Higher octane fuels burn less easily, and lower octane fuels burn much more easily. And since higher altitudes make it more difficult for fuel to burn and the reverse for lower altitudes, depending on your current A/F ratio, altitude and octane rating you establish your motor's ability to effectively burn fuel.

Now on an air cooled engine, like a Warrior, the extra fuel is an advantage as it assists in engine cooling. However, too much extra fuel can cause a rich burning scenario, and vice versa.

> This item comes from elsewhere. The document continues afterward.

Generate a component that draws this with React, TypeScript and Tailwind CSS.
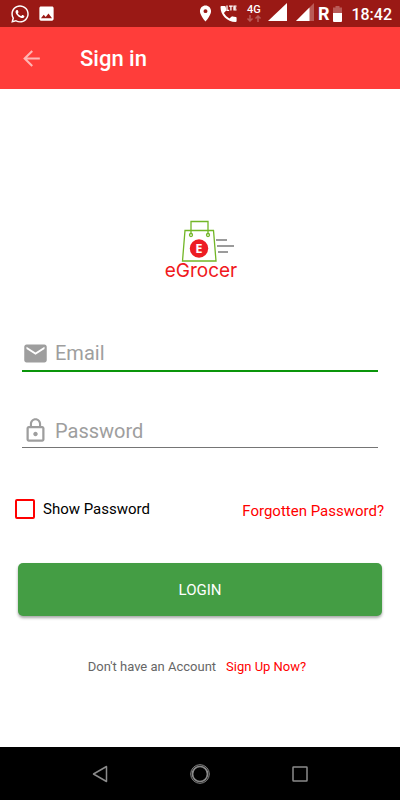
import { useState } from "react";
import { MdArrowBack, MdEmail, MdImage, MdLocationOn, MdLockOutline } from "react-icons/md";
import { FaWhatsapp } from "react-icons/fa";

function StatusBar() {
  return (
    <div className="flex h-[27px] shrink-0 items-center justify-between bg-[#9a1915] pr-2 pl-[10px] text-white">
      <div className="flex items-center gap-[7px]">
        <FaWhatsapp size={20} />
        <MdImage size={19} />
      </div>
      <div className="flex items-center">
        <MdLocationOn size={19} className="mr-[5px]" />
        <svg width="18" height="18" viewBox="0 0 18 18" fill="currentColor" className="mr-2" aria-label="LTE call">
          <path d="M1.500 1h3.200q.8 0 1 .8l.5 3q.1.700-.4 1.200L3.900 8q1.800 3.500 5.500 5.600l2-1.900q.5-.5 1.200-.3l3.200.6q.8.200.8 1v3q0 1-1 1C7 17 .5 10 .5 2q0-1 1-1z" />
          <g fill="none" stroke="currentColor" strokeWidth="1.300">
            <path d="M7 .5v4.800h2.200M9 1.200h3.800M10.900 1.200v4.300M16.500 1.200H14v3.600h2.500M14 3h2.200" />
          </g>
        </svg>
        <div className="mr-[6px] flex w-4 flex-col items-center">
          <span className="text-[11px] leading-[10px] font-medium">4G</span>
          <svg width="16" height="7" viewBox="0 0 16 7" fill="none" stroke="#b95a57" strokeWidth="1.500" aria-hidden="true">
            <path d="M4 0v6M1.500 3.500 4 6l2.500-2.500M12 7V1M9.500 3.500 12 1l2.500 2.500" />
          </svg>
        </div>
        <div className="mr-1 mb-1 flex gap-[9px]">
          <svg width="19" height="18" viewBox="0 0 19 18" fill="currentColor" aria-hidden="true">
            <path d="M19 0v18H0z" />
          </svg>
          <svg width="18" height="18" viewBox="0 0 18 18" aria-hidden="true">
            <path d="M18 0v18H0z" fill="#b95a57" />
            <path d="M13.500 4.500V18H0z" fill="#fff" />
          </svg>
        </div>
        <span className="mr-1 text-lg leading-5 font-bold">R</span>
        <svg width="9" height="16" viewBox="0 0 9 16" className="mr-[9px]" aria-hidden="true">
          <path d="M2.500 0h4v1.500H9V7H0V1.500h2.500z" fill="#b95a57" />
          <path d="M0 7h9v8a1 1 0 0 1-1 1H1a1 1 0 0 1-1-1z" fill="#fff" />
        </svg>
        <span className="pt-[2px] text-base leading-5 font-medium">18:42</span>
      </div>
    </div>
  );
}

function Logo() {
  return (
    <div className="flex flex-col items-center">
      <svg width="74" height="42" viewBox="0 0 74 42" fill="none" aria-hidden="true">
        <g stroke="#72b626" strokeWidth="1.300">
          <path d="M22 10.500H50.500L53 41H19.500z" />
          <path d="M28 14V1.500H45V14" />
          <circle cx="28" cy="15" r="1.500" fill="#fff" />
          <circle cx="45" cy="15" r="1.500" fill="#fff" />
        </g>
        <circle cx="36" cy="28.500" r="9.200" fill="#ed1c24" />
        <text x="36" y="33" textAnchor="middle" fill="#fff" className="font-['Open_Sans',sans-serif] text-[13px] font-bold">E</text>
        <path d="M53 20h11M54 26h17M55 32h10" stroke="#7b7b7b" strokeWidth="1.300" />
      </svg>
      <div className="pl-[2px] font-[Inter,sans-serif] text-[19px] leading-[18px] text-[#f01820]">eGrocer</div>
    </div>
  );
}

export default function App() {
  const [show, setShow] = useState(false);
  return (
    <div className="flex min-h-screen flex-col bg-white font-[Roboto,sans-serif]">
      <StatusBar />
      <header className="flex h-[62px] shrink-0 items-center gap-9 bg-[#ff3d3a] pl-[19px] text-white">
        <button type="button" aria-label="Back" className="text-[#ffb5b3]">
          <MdArrowBack size={25} />
        </button>
        <h1 className="pt-[2px] text-[22px] leading-7 font-medium">Sign in</h1>
      </header>

      <main className="flex-1 pt-[131px]">
        <Logo />
        <form onSubmit={(e) => e.preventDefault()}>
          <div className="mx-[22px] mt-14 flex h-9 items-center gap-[6px] border-b-2 border-[#0a950a] text-[#9e9e9e]">
            <label htmlFor="email" aria-label="Email">
              <MdEmail size={27} />
            </label>
            <input id="email" type="email" placeholder="Email" className="min-w-0 flex-1 text-xl leading-7 text-black outline-none placeholder:text-[#9e9e9e]" />
          </div>
          <div className="mx-[22px] mt-[42px] flex h-[34px] items-center gap-[6px] border-b border-[#757575] text-[#9e9e9e]">
            <label htmlFor="password" aria-label="Password">
              <MdLockOutline size={27} />
            </label>
            <input id="password" type={show ? "text" : "password"} placeholder="Password" className="min-w-0 flex-1 text-xl leading-7 text-black outline-none placeholder:text-[#9e9e9e]" />
          </div>
          <div className="mt-[49px] flex items-start justify-between pr-4 pl-[15px] text-[15px] leading-6">
            <label className="flex items-center gap-2 text-black">
              <input
                type="checkbox"
                checked={show}
                onChange={(e) => setShow(e.target.checked)}
                className="size-5 appearance-none rounded-[2px] border-2 border-[#ff0000] checked:bg-[#ff0000]"
              />
              Show Password
            </label>
            <a href="#forgotten" className="pt-[2px] text-[#ff0000]">Forgotten Password?</a>
          </div>
          <div className="mx-[18px] mt-10">
            <button type="submit" className="h-[53px] w-full rounded-[5px] bg-[#449d44] pt-[2px] text-[15px] text-white shadow-[0_2px_3px_rgba(0,0,0,0.35)]">
              LOGIN
            </button>
          </div>
        </form>
        <p className="mt-[41px] flex justify-center gap-[10px] pr-[6px] text-[13px] leading-5 text-[#666]">
          Don't have an Account
          <a href="#signup" className="text-[#ff0000]">Sign Up Now?</a>
        </p>
      </main>

      <nav className="flex h-[53px] shrink-0 items-center justify-center gap-20 bg-black text-[#8a8a8a]">
        <button type="button" aria-label="Back">
          <svg width="20" height="20" viewBox="0 0 20 20" fill="none" stroke="currentColor" strokeWidth="1.500">
            <path d="M16.500 2.500v15L3.500 10z" strokeLinejoin="round" />
          </svg>
        </button>
        <button type="button" aria-label="Home">
          <svg width="20" height="20" viewBox="0 0 20 20" fill="none" stroke="currentColor">
            <circle cx="10" cy="10" r="9.300" strokeWidth="1" />
            <circle cx="10" cy="10" r="7.500" strokeWidth="1.700" />
          </svg>
        </button>
        <button type="button" aria-label="Overview">
          <svg width="20" height="20" viewBox="0 0 20 20" fill="none" stroke="currentColor" strokeWidth="1.500">
            <rect x="3" y="3" width="14" height="14" rx="0.500" />
          </svg>
        </button>
      </nav>
    </div>
  );
}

Since high-octane gas burns slower than low-octane gas, combustion is slowed with premium gas. Slower combustion prevents pre-ignition. Pre-ignition is ignition of the fuel/air mixture before the spark plug fires. When the air/fuel mixture is ignited by the spark plug, a combustion flame front spreads outward from the plug accompanied by pressure waves created by the combustion.

As an engine's octane needs are influenced by several factors, (i.e., cranking pressure, valve timing, ignition timing, operating temperature, plug heat range, carbon deposits, etc.) and each engine has it's own distinct octane requirements for optimum operation, if an engine only needs 93 octane to run properly without pre-ignition, the use of 100 octane will not increase performance! Conversely, the use of 87 octane, when 93 is needed, will result in pre-ignition, overheating and poor performance. Once you have established the actual octane needs of a particular engine for optimal operation, the use of higher octane gas is only wasted money.

Whew....welcome to the wonderful world of exhaust theory and the physics of wave dynamics.